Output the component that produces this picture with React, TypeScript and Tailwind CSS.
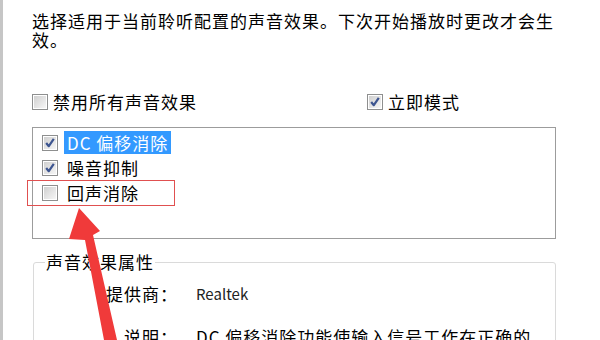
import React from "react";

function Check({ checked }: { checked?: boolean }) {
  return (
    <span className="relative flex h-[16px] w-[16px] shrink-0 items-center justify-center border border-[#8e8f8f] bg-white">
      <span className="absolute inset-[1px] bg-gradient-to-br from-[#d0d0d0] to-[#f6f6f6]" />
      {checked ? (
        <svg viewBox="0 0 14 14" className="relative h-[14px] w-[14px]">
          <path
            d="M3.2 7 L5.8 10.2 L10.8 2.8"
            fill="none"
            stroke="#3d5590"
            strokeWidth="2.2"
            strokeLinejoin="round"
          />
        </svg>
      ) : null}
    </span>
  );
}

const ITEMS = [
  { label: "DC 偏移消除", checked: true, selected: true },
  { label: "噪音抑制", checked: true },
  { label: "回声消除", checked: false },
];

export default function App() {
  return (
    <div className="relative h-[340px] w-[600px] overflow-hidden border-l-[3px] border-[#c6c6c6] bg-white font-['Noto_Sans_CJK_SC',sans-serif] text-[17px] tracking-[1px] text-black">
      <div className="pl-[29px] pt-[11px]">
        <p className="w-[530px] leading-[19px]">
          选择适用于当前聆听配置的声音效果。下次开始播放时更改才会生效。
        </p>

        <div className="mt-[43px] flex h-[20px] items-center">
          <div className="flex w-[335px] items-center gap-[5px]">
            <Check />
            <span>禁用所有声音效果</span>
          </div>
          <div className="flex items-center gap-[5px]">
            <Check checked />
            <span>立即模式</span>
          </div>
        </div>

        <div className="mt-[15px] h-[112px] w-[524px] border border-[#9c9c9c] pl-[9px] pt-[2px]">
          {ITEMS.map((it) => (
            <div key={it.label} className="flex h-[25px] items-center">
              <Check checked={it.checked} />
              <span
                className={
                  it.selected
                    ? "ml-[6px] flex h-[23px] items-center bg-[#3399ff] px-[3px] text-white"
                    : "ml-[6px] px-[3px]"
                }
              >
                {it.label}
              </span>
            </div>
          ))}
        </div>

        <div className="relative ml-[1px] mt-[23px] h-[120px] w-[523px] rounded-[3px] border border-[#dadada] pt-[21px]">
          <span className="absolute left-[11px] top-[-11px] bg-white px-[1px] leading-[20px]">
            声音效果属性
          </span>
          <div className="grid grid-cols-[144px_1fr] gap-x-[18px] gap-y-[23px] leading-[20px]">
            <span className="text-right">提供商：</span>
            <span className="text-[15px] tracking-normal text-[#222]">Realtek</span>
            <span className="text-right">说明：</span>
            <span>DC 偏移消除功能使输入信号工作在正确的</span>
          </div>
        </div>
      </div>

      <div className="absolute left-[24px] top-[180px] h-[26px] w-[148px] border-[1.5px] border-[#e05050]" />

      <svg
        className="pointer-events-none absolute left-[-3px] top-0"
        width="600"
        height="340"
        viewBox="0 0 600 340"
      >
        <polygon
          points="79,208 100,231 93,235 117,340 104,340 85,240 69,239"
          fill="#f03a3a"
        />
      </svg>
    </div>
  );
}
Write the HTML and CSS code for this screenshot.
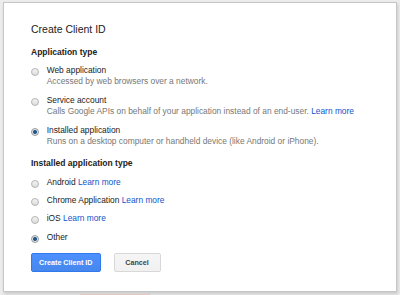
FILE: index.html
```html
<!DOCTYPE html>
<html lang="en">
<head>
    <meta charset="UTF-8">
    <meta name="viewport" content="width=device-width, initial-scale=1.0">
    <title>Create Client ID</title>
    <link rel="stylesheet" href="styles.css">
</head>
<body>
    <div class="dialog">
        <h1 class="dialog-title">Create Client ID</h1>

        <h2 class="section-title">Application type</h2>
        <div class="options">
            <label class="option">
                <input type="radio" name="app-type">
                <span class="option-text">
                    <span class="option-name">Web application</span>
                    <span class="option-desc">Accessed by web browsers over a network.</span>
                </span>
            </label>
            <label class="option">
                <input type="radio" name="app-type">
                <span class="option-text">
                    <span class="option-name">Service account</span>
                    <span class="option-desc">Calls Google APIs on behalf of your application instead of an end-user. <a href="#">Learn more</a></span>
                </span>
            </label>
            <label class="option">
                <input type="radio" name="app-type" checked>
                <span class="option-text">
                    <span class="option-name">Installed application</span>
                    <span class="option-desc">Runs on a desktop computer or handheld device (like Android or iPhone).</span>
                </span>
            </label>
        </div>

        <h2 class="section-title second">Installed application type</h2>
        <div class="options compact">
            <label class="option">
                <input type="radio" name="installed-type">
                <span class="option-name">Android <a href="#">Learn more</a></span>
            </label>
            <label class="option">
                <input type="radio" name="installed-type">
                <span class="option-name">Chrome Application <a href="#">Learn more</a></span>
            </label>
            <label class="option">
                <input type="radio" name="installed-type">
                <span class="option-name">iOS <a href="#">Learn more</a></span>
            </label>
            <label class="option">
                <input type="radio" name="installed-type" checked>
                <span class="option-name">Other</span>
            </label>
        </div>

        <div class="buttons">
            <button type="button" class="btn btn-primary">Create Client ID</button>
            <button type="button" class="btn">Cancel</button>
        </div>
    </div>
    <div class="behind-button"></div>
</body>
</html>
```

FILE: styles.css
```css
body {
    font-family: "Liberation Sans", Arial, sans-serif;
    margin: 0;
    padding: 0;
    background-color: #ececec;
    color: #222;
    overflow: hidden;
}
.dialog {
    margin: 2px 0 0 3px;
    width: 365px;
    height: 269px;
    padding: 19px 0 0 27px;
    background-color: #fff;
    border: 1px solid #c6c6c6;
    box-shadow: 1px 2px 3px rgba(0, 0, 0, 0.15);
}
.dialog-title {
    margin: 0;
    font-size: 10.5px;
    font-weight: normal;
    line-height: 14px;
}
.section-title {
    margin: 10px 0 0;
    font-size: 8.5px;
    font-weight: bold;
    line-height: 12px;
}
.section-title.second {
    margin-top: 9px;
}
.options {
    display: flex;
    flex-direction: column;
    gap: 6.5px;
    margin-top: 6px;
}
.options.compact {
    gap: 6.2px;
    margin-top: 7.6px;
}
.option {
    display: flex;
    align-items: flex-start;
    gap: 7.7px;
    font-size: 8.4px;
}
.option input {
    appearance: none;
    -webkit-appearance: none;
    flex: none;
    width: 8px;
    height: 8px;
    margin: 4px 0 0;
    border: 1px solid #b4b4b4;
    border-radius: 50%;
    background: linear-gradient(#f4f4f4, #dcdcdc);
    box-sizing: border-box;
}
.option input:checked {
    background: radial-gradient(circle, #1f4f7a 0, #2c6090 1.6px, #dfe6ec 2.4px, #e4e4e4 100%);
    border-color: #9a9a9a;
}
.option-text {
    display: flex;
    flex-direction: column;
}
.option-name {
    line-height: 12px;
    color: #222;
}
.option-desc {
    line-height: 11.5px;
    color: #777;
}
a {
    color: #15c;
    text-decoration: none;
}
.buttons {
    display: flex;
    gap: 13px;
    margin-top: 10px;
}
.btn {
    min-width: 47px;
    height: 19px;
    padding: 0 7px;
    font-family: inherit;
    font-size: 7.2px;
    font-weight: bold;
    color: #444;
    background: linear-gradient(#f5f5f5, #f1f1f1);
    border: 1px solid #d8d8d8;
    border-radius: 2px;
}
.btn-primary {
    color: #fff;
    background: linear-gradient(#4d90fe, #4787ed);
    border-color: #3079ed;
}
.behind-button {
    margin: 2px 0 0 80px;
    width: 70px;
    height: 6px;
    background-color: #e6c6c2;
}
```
-----
Task to complete:
Keep the pictures out and write out the records exactly.

Solution to this problem:
Output the component that produces this picture with React, TypeScript and Tailwind CSS.
import React from "react";

function Check({ checked }: { checked?: boolean }) {
  return (
    <span className="relative flex h-[16px] w-[16px] shrink-0 items-center justify-center border border-[#8e8f8f] bg-white">
      <span className="absolute inset-[1px] bg-gradient-to-br from-[#d0d0d0] to-[#f6f6f6]" />
      {checked ? (
        <svg viewBox="0 0 14 14" className="relative h-[14px] w-[14px]">
          <path
            d="M3.2 7 L5.8 10.2 L10.8 2.8"
            fill="none"
            stroke="#3d5590"
            strokeWidth="2.2"
            strokeLinejoin="round"
          />
        </svg>
      ) : null}
    </span>
  );
}

const ITEMS = [
  { label: "DC 偏移消除", checked: true, selected: true },
  { label: "噪音抑制", checked: true },
  { label: "回声消除", checked: false },
];

export default function App() {
  return (
    <div className="relative h-[340px] w-[600px] overflow-hidden border-l-[3px] border-[#c6c6c6] bg-white font-['Noto_Sans_CJK_SC',sans-serif] text-[17px] tracking-[1px] text-black">
      <div className="pl-[29px] pt-[11px]">
        <p className="w-[530px] leading-[19px]">
          选择适用于当前聆听配置的声音效果。下次开始播放时更改才会生效。
        </p>

        <div className="mt-[43px] flex h-[20px] items-center">
          <div className="flex w-[335px] items-center gap-[5px]">
            <Check />
            <span>禁用所有声音效果</span>
          </div>
          <div className="flex items-center gap-[5px]">
            <Check checked />
            <span>立即模式</span>
          </div>
        </div>

        <div className="mt-[15px] h-[112px] w-[524px] border border-[#9c9c9c] pl-[9px] pt-[2px]">
          {ITEMS.map((it) => (
            <div key={it.label} className="flex h-[25px] items-center">
              <Check checked={it.checked} />
              <span
                className={
                  it.selected
                    ? "ml-[6px] flex h-[23px] items-center bg-[#3399ff] px-[3px] text-white"
                    : "ml-[6px] px-[3px]"
                }
              >
                {it.label}
              </span>
            </div>
          ))}
        </div>

        <div className="relative ml-[1px] mt-[23px] h-[120px] w-[523px] rounded-[3px] border border-[#dadada] pt-[21px]">
          <span className="absolute left-[11px] top-[-11px] bg-white px-[1px] leading-[20px]">
            声音效果属性
          </span>
          <div className="grid grid-cols-[144px_1fr] gap-x-[18px] gap-y-[23px] leading-[20px]">
            <span className="text-right">提供商：</span>
            <span className="text-[15px] tracking-normal text-[#222]">Realtek</span>
            <span className="text-right">说明：</span>
            <span>DC 偏移消除功能使输入信号工作在正确的</span>
          </div>
        </div>
      </div>

      <div className="absolute left-[24px] top-[180px] h-[26px] w-[148px] border-[1.5px] border-[#e05050]" />

      <svg
        className="pointer-events-none absolute left-[-3px] top-0"
        width="600"
        height="340"
        viewBox="0 0 600 340"
      >
        <polygon
          points="79,208 100,231 93,235 117,340 104,340 85,240 69,239"
          fill="#f03a3a"
        />
      </svg>
    </div>
  );
}
Write the HTML and CSS code for this screenshot.
FILE: index.html
```html
<!DOCTYPE html>
<html lang="en">
<head>
    <meta charset="UTF-8">
    <meta name="viewport" content="width=device-width, initial-scale=1.0">
    <title>Create Client ID</title>
    <link rel="stylesheet" href="styles.css">
</head>
<body>
    <div class="dialog">
        <h1 class="dialog-title">Create Client ID</h1>

        <h2 class="section-title">Application type</h2>
        <div class="options">
            <label class="option">
                <input type="radio" name="app-type">
                <span class="option-text">
                    <span class="option-name">Web application</span>
                    <span class="option-desc">Accessed by web browsers over a network.</span>
                </span>
            </label>
            <label class="option">
                <input type="radio" name="app-type">
                <span class="option-text">
                    <span class="option-name">Service account</span>
                    <span class="option-desc">Calls Google APIs on behalf of your application instead of an end-user. <a href="#">Learn more</a></span>
                </span>
            </label>
            <label class="option">
                <input type="radio" name="app-type" checked>
                <span class="option-text">
                    <span class="option-name">Installed application</span>
                    <span class="option-desc">Runs on a desktop computer or handheld device (like Android or iPhone).</span>
                </span>
            </label>
        </div>

        <h2 class="section-title second">Installed application type</h2>
        <div class="options compact">
            <label class="option">
                <input type="radio" name="installed-type">
                <span class="option-name">Android <a href="#">Learn more</a></span>
            </label>
            <label class="option">
                <input type="radio" name="installed-type">
                <span class="option-name">Chrome Application <a href="#">Learn more</a></span>
            </label>
            <label class="option">
                <input type="radio" name="installed-type">
                <span class="option-name">iOS <a href="#">Learn more</a></span>
            </label>
            <label class="option">
                <input type="radio" name="installed-type" checked>
                <span class="option-name">Other</span>
            </label>
        </div>

        <div class="buttons">
            <button type="button" class="btn btn-primary">Create Client ID</button>
            <button type="button" class="btn">Cancel</button>
        </div>
    </div>
    <div class="behind-button"></div>
</body>
</html>
```

FILE: styles.css
```css
body {
    font-family: "Liberation Sans", Arial, sans-serif;
    margin: 0;
    padding: 0;
    background-color: #ececec;
    color: #222;
    overflow: hidden;
}
.dialog {
    margin: 2px 0 0 3px;
    width: 365px;
    height: 269px;
    padding: 19px 0 0 27px;
    background-color: #fff;
    border: 1px solid #c6c6c6;
    box-shadow: 1px 2px 3px rgba(0, 0, 0, 0.15);
}
.dialog-title {
    margin: 0;
    font-size: 10.5px;
    font-weight: normal;
    line-height: 14px;
}
.section-title {
    margin: 10px 0 0;
    font-size: 8.5px;
    font-weight: bold;
    line-height: 12px;
}
.section-title.second {
    margin-top: 9px;
}
.options {
    display: flex;
    flex-direction: column;
    gap: 6.5px;
    margin-top: 6px;
}
.options.compact {
    gap: 6.2px;
    margin-top: 7.6px;
}
.option {
    display: flex;
    align-items: flex-start;
    gap: 7.7px;
    font-size: 8.4px;
}
.option input {
    appearance: none;
    -webkit-appearance: none;
    flex: none;
    width: 8px;
    height: 8px;
    margin: 4px 0 0;
    border: 1px solid #b4b4b4;
    border-radius: 50%;
    background: linear-gradient(#f4f4f4, #dcdcdc);
    box-sizing: border-box;
}
.option input:checked {
    background: radial-gradient(circle, #1f4f7a 0, #2c6090 1.6px, #dfe6ec 2.4px, #e4e4e4 100%);
    border-color: #9a9a9a;
}
.option-text {
    display: flex;
    flex-direction: column;
}
.option-name {
    line-height: 12px;
    color: #222;
}
.option-desc {
    line-height: 11.5px;
    color: #777;
}
a {
    color: #15c;
    text-decoration: none;
}
.buttons {
    display: flex;
    gap: 13px;
    margin-top: 10px;
}
.btn {
    min-width: 47px;
    height: 19px;
    padding: 0 7px;
    font-family: inherit;
    font-size: 7.2px;
    font-weight: bold;
    color: #444;
    background: linear-gradient(#f5f5f5, #f1f1f1);
    border: 1px solid #d8d8d8;
    border-radius: 2px;
}
.btn-primary {
    color: #fff;
    background: linear-gradient(#4d90fe, #4787ed);
    border-color: #3079ed;
}
.behind-button {
    margin: 2px 0 0 80px;
    width: 70px;
    height: 6px;
    background-color: #e6c6c2;
}
```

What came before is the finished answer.